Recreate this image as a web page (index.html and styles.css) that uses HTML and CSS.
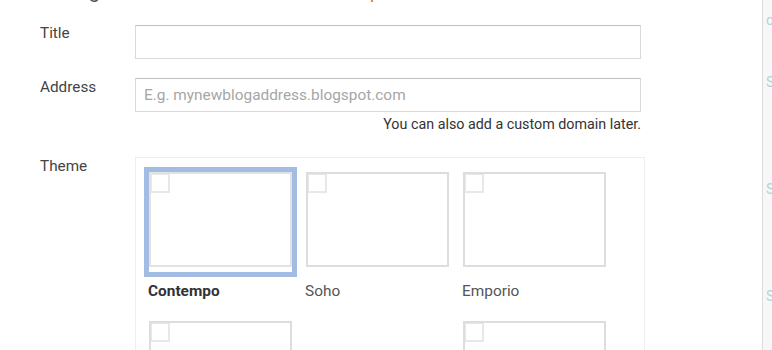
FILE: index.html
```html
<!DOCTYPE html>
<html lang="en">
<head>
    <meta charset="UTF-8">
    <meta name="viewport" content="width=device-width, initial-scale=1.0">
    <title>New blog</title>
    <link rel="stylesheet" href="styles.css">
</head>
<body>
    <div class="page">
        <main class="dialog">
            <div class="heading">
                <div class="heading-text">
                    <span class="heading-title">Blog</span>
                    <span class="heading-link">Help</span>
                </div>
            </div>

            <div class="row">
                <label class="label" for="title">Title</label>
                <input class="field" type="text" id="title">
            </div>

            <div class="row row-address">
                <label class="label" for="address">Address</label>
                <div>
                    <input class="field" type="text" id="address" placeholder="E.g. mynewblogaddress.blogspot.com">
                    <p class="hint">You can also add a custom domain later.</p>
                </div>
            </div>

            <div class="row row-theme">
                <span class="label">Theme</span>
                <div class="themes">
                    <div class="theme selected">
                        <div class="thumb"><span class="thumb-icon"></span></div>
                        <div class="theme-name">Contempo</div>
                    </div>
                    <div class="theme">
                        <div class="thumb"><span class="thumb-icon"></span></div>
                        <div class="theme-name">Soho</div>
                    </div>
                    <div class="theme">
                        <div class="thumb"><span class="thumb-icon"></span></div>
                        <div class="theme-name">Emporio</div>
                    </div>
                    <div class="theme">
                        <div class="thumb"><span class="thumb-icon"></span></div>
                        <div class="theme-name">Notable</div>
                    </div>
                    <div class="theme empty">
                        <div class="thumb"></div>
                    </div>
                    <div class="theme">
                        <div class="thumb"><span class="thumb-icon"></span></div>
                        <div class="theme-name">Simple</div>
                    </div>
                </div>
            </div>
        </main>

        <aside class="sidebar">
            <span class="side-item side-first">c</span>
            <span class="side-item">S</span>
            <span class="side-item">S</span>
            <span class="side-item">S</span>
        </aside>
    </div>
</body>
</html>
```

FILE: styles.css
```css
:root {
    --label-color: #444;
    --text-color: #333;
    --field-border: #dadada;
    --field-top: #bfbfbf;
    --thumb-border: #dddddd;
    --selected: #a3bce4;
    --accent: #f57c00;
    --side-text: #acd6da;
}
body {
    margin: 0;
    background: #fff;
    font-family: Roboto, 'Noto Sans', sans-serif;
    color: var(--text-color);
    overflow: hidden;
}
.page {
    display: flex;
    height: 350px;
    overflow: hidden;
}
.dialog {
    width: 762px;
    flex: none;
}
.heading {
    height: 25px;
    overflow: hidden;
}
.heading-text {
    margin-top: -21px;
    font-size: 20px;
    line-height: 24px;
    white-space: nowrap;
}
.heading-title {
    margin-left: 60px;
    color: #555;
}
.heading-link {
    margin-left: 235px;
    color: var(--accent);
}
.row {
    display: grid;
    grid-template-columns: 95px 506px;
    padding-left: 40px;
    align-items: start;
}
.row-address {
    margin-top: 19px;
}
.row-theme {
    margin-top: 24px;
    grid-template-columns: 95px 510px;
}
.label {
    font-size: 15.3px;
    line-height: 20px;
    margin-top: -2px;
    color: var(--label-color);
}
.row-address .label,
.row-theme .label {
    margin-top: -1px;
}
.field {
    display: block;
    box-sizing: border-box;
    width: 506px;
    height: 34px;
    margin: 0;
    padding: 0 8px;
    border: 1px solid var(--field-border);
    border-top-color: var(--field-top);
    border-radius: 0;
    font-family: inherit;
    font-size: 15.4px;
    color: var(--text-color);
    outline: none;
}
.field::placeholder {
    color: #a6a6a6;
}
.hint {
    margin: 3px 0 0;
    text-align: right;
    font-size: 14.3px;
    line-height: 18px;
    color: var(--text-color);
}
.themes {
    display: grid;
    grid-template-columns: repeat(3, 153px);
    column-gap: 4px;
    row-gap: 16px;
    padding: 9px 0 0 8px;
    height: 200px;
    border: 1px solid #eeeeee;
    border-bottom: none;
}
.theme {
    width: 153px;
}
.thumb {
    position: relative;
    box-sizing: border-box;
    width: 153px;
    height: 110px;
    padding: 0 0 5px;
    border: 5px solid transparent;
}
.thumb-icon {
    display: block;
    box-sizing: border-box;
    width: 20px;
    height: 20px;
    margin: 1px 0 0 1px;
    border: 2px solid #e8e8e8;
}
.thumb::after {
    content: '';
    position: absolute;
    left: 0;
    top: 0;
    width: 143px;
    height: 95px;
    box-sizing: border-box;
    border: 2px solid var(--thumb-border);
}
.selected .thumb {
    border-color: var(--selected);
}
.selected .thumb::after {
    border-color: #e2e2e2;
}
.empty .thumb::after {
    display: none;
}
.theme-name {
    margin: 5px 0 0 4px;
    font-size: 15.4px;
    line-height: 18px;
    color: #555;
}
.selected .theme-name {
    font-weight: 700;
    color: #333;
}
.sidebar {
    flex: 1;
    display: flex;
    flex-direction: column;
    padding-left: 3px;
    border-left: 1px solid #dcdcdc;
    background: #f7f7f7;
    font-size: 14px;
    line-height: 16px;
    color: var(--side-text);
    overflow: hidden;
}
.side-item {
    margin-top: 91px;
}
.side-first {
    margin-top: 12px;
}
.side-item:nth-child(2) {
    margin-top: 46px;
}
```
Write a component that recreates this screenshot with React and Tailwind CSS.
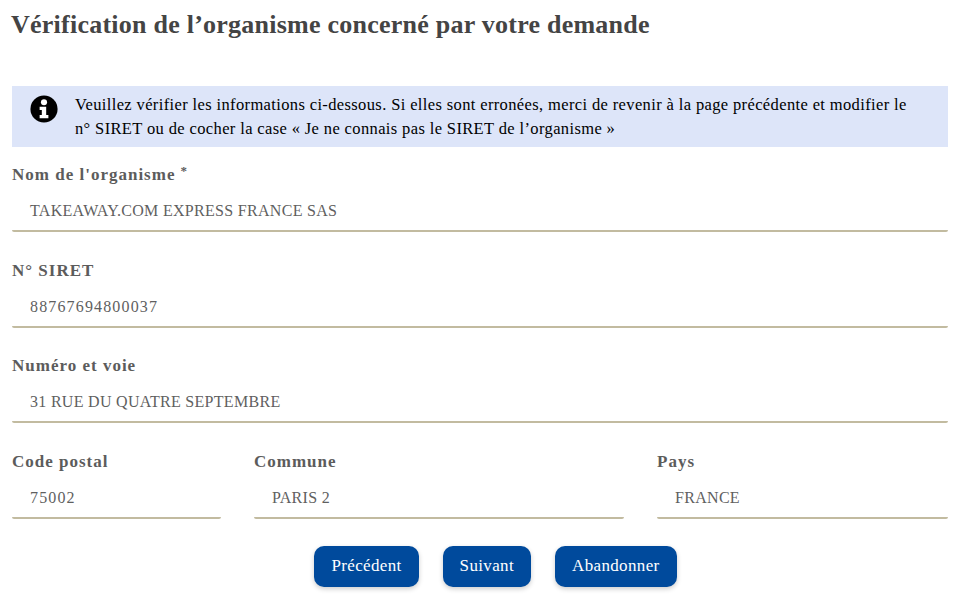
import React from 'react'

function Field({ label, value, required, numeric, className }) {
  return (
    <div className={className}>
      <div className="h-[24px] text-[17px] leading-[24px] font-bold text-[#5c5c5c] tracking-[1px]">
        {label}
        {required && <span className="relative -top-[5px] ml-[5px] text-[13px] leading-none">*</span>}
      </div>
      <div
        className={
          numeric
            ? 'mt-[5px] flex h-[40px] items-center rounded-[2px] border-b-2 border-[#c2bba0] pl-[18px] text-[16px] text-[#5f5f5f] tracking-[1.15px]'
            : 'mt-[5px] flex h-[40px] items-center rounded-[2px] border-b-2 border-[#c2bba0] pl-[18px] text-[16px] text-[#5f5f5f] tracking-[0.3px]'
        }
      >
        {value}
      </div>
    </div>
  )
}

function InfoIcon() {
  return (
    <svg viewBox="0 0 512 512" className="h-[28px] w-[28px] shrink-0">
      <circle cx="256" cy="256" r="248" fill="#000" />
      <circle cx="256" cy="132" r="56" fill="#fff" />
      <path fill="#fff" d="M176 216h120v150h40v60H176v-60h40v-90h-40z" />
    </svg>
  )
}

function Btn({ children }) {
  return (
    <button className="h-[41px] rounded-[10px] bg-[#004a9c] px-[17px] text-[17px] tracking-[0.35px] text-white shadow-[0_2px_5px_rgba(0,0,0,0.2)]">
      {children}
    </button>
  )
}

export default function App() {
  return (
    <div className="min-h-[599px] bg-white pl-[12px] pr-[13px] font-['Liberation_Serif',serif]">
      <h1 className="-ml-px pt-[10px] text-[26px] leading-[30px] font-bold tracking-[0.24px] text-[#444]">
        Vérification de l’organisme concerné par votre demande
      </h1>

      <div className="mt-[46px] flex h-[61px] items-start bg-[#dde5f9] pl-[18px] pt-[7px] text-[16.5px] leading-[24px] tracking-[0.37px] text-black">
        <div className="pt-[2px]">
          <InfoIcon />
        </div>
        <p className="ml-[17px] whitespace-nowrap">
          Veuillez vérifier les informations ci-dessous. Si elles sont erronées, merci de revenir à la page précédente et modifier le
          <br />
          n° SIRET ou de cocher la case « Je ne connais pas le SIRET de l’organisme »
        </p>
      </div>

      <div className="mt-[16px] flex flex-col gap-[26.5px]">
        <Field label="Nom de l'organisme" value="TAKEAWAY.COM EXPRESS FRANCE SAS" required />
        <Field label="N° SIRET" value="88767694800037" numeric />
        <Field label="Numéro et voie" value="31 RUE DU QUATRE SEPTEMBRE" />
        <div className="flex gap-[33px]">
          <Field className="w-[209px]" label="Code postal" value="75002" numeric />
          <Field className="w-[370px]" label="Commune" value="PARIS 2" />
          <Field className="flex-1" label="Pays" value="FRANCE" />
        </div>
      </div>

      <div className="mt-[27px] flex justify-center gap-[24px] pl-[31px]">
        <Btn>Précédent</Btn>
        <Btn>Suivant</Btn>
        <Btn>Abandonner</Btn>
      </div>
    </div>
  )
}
+ + +
**Task to complete**
Print everything from the line with "Write a component" down to the line with "import React from 'react'", both included, exactly as written and without the pictures.

**Finished answer**
Write a component that recreates this screenshot with React and Tailwind CSS.
import React from 'react'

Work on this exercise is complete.